I started talking about my scar — showing it to my family and friends like some sort of bizarre party trick — hoping they would recognize the fear behind my exhibition, that someone would have magic soothing words that could alleviate all my fears.
Instead, they would say things like, "Oh, it's not that bad," and "It's healing nicely." I understand why their first instinct was to try to make me feel better about my scar, but from my perspective, that was completely beside the point. There was nothing small about what I went through — my scar shouldn't be small, either.
There was nothing small about what I went through — my scar shouldn't be small, either.
Pretending my surgeries never happened or were insignificant would be impossible, and I'm glad my scar doesn't let me do that. My medical scare and the surgeries that followed changed me in ways so fundamental that it's only right that there's a reminder permanently etched on my body.
It's not a battle wound, because I'm not the hero of the story. That honor belongs to the doctors and nurses who saved my life and helped me heal. Neither is it something to be ashamed of.
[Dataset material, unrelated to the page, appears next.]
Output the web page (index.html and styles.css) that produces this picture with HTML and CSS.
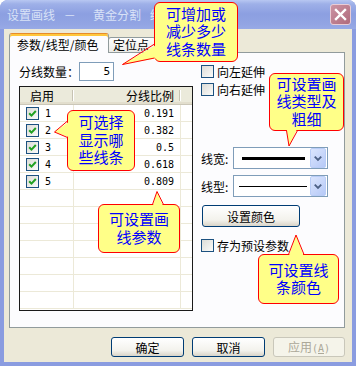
FILE: index.html
```html
<!DOCTYPE html>
<html lang="zh-CN">
<head>
  <meta charset="UTF-8" />
  <meta name="viewport" content="width=device-width, initial-scale=1.0"/>
  <title>设置画线 － 黄金分割</title>
  <link rel="stylesheet" href="styles.css">
</head>
<body>
  <div class="window">
    <div class="titlebar">
      <span class="title">设置画线 － &nbsp;黄金分割 线型</span>
      <span class="close">
        <svg width="19" height="19" viewBox="0 0 19 19"><path d="M5 5 L14 14 M14 5 L5 14" stroke="#fff" stroke-width="2.4" stroke-linecap="square"/></svg>
      </span>
    </div>

    <div class="client">
      <div class="tabs">
        <div class="tab active">参数/线型/颜色</div>
        <div class="tab">定位点</div>
      </div>

      <div class="panel">
        <div class="left-col">
          <div class="count-row">
            <span>分线数量：</span>
            <div class="edit num">5</div>
          </div>

          <div class="listview">
            <div class="lv-head">
              <div class="hcell">启用</div>
              <div class="hcell right">分线比例</div>
              <div class="hcell"></div>
            </div>
            <div class="lv-row">
              <div class="cell"><span class="cb"><svg width="11" height="11" viewBox="0 0 11 11"><polyline points="2.2,5.2 4.5,7.6 8.8,3" fill="none" stroke="#21a121" stroke-width="2"/></svg></span><span class="num">1</span></div>
              <div class="cell val num">0.191</div>
              <div class="cell"></div>
            </div>
            <div class="lv-row">
              <div class="cell"><span class="cb"><svg width="11" height="11" viewBox="0 0 11 11"><polyline points="2.2,5.2 4.5,7.6 8.8,3" fill="none" stroke="#21a121" stroke-width="2"/></svg></span><span class="num">2</span></div>
              <div class="cell val num">0.382</div>
              <div class="cell"></div>
            </div>
            <div class="lv-row">
              <div class="cell"><span class="cb"><svg width="11" height="11" viewBox="0 0 11 11"><polyline points="2.2,5.2 4.5,7.6 8.8,3" fill="none" stroke="#21a121" stroke-width="2"/></svg></span><span class="num">3</span></div>
              <div class="cell val num">0.5</div>
              <div class="cell"></div>
            </div>
            <div class="lv-row">
              <div class="cell"><span class="cb"><svg width="11" height="11" viewBox="0 0 11 11"><polyline points="2.2,5.2 4.5,7.6 8.8,3" fill="none" stroke="#21a121" stroke-width="2"/></svg></span><span class="num">4</span></div>
              <div class="cell val num">0.618</div>
              <div class="cell"></div>
            </div>
            <div class="lv-row">
              <div class="cell"><span class="cb"><svg width="11" height="11" viewBox="0 0 11 11"><polyline points="2.2,5.2 4.5,7.6 8.8,3" fill="none" stroke="#21a121" stroke-width="2"/></svg></span><span class="num">5</span></div>
              <div class="cell val num">0.809</div>
              <div class="cell"></div>
            </div>
            <div class="lv-row"><div class="cell"></div><div class="cell"></div><div class="cell"></div></div>
            <div class="lv-row"><div class="cell"></div><div class="cell"></div><div class="cell"></div></div>
            <div class="lv-row"><div class="cell"></div><div class="cell"></div><div class="cell"></div></div>
            <div class="lv-row"><div class="cell"></div><div class="cell"></div><div class="cell"></div></div>
            <div class="lv-row"><div class="cell"></div><div class="cell"></div><div class="cell"></div></div>
            <div class="lv-row"><div class="cell"></div><div class="cell"></div><div class="cell"></div></div>
            <div class="lv-row"><div class="cell"></div><div class="cell"></div><div class="cell"></div></div>
          </div>
        </div>

        <div class="right-col">
          <div class="check-row"><span class="cb"></span>向左延伸</div>
          <div class="check-row"><span class="cb"></span>向右延伸</div>

          <div class="combo-row first">
            <span class="combo-label">线宽:</span>
            <div class="combo">
              <span class="line thick"></span>
              <span class="drop"><svg width="15" height="18" viewBox="0 0 15 18"><polyline points="4,7.5 7.5,11 11,7.5" fill="none" stroke="#4d6185" stroke-width="2"/></svg></span>
            </div>
          </div>
          <div class="combo-row">
            <span class="combo-label">线型:</span>
            <div class="combo">
              <span class="line thin"></span>
              <span class="drop"><svg width="15" height="18" viewBox="0 0 15 18"><polyline points="4,7.5 7.5,11 11,7.5" fill="none" stroke="#4d6185" stroke-width="2"/></svg></span>
            </div>
          </div>

          <button class="btn color-btn">设置颜色</button>

          <div class="check-row preset"><span class="cb"></span>存为预设参数</div>
        </div>
      </div>

      <div class="buttons">
        <button class="btn">确定</button>
        <button class="btn">取消</button>
        <button class="btn" disabled>应用<span class="num">(<u>A</u>)</span></button>
      </div>
    </div>

    <!-- 提示气泡 -->
    <div class="callout c1">可增加或<br>减少多少<br>线条数量</div>
    <div class="callout c2">可选择<br>显示哪<br>些线条</div>
    <div class="callout c3">可设置画<br>线参数</div>
    <div class="callout c4">可设置画<br>线类型及<br>粗细</div>
    <div class="callout c5">可设置线<br>条颜色</div>

    <svg class="tails" width="356" height="366" viewBox="0 0 356 366">
      <g fill="#ffff88">
        <polygon points="158,44 122,64.5 158,58"/>
        <polygon points="70,121 54.5,132 70,137.5"/>
        <polygon points="152.5,207 157,191.5 163.5,207"/>
        <polygon points="286.5,128 289,146 297.5,128"/>
        <polygon points="288.5,257 296,235 304,257"/>
      </g>
      <g fill="none" stroke="#f00" stroke-width="1">
        <polyline points="154.5,44 122.5,64.5 154.5,58"/>
        <polyline points="67.5,121 54.5,132 67.5,137.5"/>
        <polyline points="152.5,204.5 157,191.5 163.5,204.5"/>
        <polyline points="286.5,130.5 289,146 297.5,130.5"/>
        <polyline points="288.5,254.5 296,235 304,254.5"/>
      </g>
    </svg>
  </div>
</body>
</html>
```

FILE: styles.css
```css
body {
  margin: 0;
  font-family: "Noto Sans CJK SC", sans-serif;
  font-size: 12px;
  color: #000;
}
.num {
  font-family: "DejaVu Sans Mono", monospace;
  font-size: 10px;
}

/* window frame */
.window {
  position: relative;
  width: 356px;
  height: 366px;
  display: flex;
  flex-direction: column;
  background: #8a9ce0;
  border-radius: 8px 8px 0 0;
  overflow: hidden;
}
.titlebar {
  flex: none;
  height: 29px;
  display: flex;
  align-items: center;
  justify-content: space-between;
  padding: 0 5px 0 7px;
  background: linear-gradient(#b8c7f2 0, #9eb0e8 4px, #8c9fe1 14px, #92a4e3 24px, #98aae6 29px);
  color: #d9e2f7;
}
.title {
  white-space: nowrap;
  word-spacing: 6px;
  line-height: 14px;
}
.close {
  width: 21px;
  height: 21px;
  box-sizing: border-box;
  border: 1px solid #e8ccd6;
  border-radius: 3px;
  background: linear-gradient(135deg, #cb93a3, #b06a7c);
  display: flex;
}

.client {
  flex: 1;
  margin: 0 4px 4px;
  padding: 4px 7px 0 5px;
  background: #ece9d8;
  display: flex;
  flex-direction: column;
}

/* tabs */
.tabs {
  height: 20px;
  display: flex;
  align-items: flex-end;
  position: relative;
  z-index: 1;
}
.tab {
  box-sizing: border-box;
  height: 15px;
  margin: 0 0 1px -1px;
  width: 48px;
  padding-left: 4px;
  border: 1px solid #919b9c;
  border-bottom: none;
  border-radius: 3px 3px 0 0;
  background: linear-gradient(#fefefe, #ecebe6);
  line-height: 14px;
  white-space: nowrap;
}
.tab.active {
  position: relative;
  z-index: 1;
  width: 100px;
  height: 20px;
  margin: 0;
  padding-left: 7px;
  border-top: 1px solid #e68b2c;
  box-shadow: inset 0 2px 0 #ffc73c;
  background: #fcfcfe;
  line-height: 21px;
}

.panel {
  margin-top: -1px;
  height: 276px;
  box-sizing: border-box;
  border: 1px solid #919b9c;
  background: #fcfcfe;
  display: flex;
  gap: 8px;
  padding: 9px 0 0 9px;
}

/* left column */
.left-col {
  width: 174px;
  display: flex;
  flex-direction: column;
}
.count-row {
  height: 19px;
  display: flex;
  align-items: center;
}
.edit {
  width: 35px;
  height: 19px;
  box-sizing: border-box;
  border: 1px solid #7f9db9;
  background: #fff;
  text-align: right;
  padding-right: 3px;
  line-height: 17px;
  font-size: 11px;
}
.listview {
  margin-top: 5px;
  height: 225px;
  box-sizing: border-box;
  border: 1px solid #1a1a1a;
  background: #fff;
  overflow: hidden;
}
.lv-head,
.lv-row {
  display: grid;
  grid-template-columns: 54px 107px 1fr;
}
.lv-head {
  height: 18px;
  box-sizing: border-box;
  background: #ebeadb;
  border-bottom: 1px solid #cbc7b8;
  box-shadow: inset 0 -2px 0 #e2decd;
}
.hcell {
  position: relative;
  padding-left: 10px;
  line-height: 17px;
}
.hcell.right {
  text-align: right;
  padding: 0 7px 0 0;
}
.hcell:not(:last-child)::after {
  content: "";
  position: absolute;
  right: 1px;
  top: 3px;
  bottom: 3px;
  width: 1px;
  background: #c7c3b3;
  box-shadow: 1px 0 0 #fff;
}
.lv-row {
  height: 17px;
  box-sizing: border-box;
  border-bottom: 1px solid #ece9d8;
}
.cell {
  display: flex;
  align-items: center;
  gap: 6px;
  padding-left: 6px;
}
.cell:not(:last-child) {
  border-right: 1px solid #ece9d8;
}
.cell.val {
  justify-content: flex-end;
  padding: 0 6px 0 0;
}

.cb {
  flex: none;
  width: 13px;
  height: 13px;
  box-sizing: border-box;
  border: 1px solid #1c5180;
  background: linear-gradient(135deg, #dcdcd7, #fbfbf9);
  display: inline-flex;
}

/* right column */
.right-col {
  display: flex;
  flex-direction: column;
  align-items: flex-start;
}
.check-row {
  height: 18px;
  display: flex;
  align-items: center;
  gap: 3px;
  white-space: nowrap;
}
.check-row.preset {
  margin-top: 9px;
}
.combo-row {
  margin-top: 6px;
  display: flex;
  align-items: center;
}
.combo-row.first {
  margin-top: 49px;
}
.combo-label {
  flex: none;
  width: 32px;
  white-space: nowrap;
}
.combo {
  flex: none;
  width: 95px;
  height: 22px;
  box-sizing: border-box;
  border: 1px solid #7f9db9;
  background: #fff;
  display: flex;
  align-items: center;
  justify-content: space-between;
  padding: 0 1px 0 5px;
}
.line {
  height: 1px;
  background: #000;
  margin-left: 3px;
  width: 64px;
}
.line.thick {
  height: 3px;
  width: 63px;
}
.line.thin {
  width: 68px;
  margin-left: 0;
}
.drop {
  width: 16px;
  height: 20px;
  box-sizing: border-box;
  border: 1px solid #b9cdf7;
  border-radius: 2px;
  background: linear-gradient(135deg, #dbe5fd, #b6c9f7);
  display: flex;
}

/* buttons */
.btn {
  width: 73px;
  height: 20px;
  padding: 0;
  box-sizing: border-box;
  border: 1px solid #003c74;
  border-radius: 3px;
  background: linear-gradient(#ffffff, #f3f2ec 70%, #d9d4c8);
  font-family: inherit;
  font-size: 12px;
  line-height: 17px;
  color: #000;
}
.btn:disabled {
  width: 72px;
  border-color: #c9c7ba;
  background: #f5f4ea;
  color: #aca899;
}
.color-btn {
  width: 98px;
  height: 22px;
  margin: 8px 0 0 1px;
}
.buttons {
  display: flex;
  justify-content: flex-end;
  gap: 8px;
  margin-top: 9px;
}

/* callouts */
.callout {
  position: absolute;
  z-index: 2;
  box-sizing: border-box;
  border: 1px solid #f00;
  border-radius: 6px;
  background: #ffff88;
  color: #00f;
  font-size: 15px;
  line-height: 17.5px;
  text-align: center;
  display: flex;
  align-items: center;
  justify-content: center;
  padding-bottom: 2px;
}
.c1 { left: 154px; top: 2px;   width: 84px; height: 60px; }
.c2 { left: 67px;  top: 110px; width: 68px; height: 61px; }
.c3 { left: 98px;  top: 204px; width: 82px; height: 49px; }
.c4 { left: 269px; top: 73px;  width: 75px; height: 58px; }
.c5 { left: 258px; top: 254px; width: 81px; height: 50px; }
.tails {
  position: absolute;
  left: 0;
  top: 0;
  z-index: 3;
  pointer-events: none;
}
```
It is simply part of the fabric of who I am now — someone who breaks into a cold sweat anytime I'm in a hospital but also feels overwhelming gratitude for simply being able to walk around the block without doubling over in pain. My scar is an accurate representation of who I am: perfectly imperfect.
I was actually disappointed when the surgeon told me I would have to keep my scar out of the sun (no bikinis) for the first year. I'd never had a particular affinity for the two-piece bathing suit, but I was determined to show the world that I wasn't embarrassed by my scar and wouldn't cover it up.
When the year passed and I could expose my scar to the sun, I did so proudly. Sure, I noticed when people stared at it, but I truly didn't care.
I can be vain about plenty of other things, but my scar is one thing I refuse to let myself feel self-conscious about. And why should I? At the end of the day, my scar says one thing and one thing only: I survived.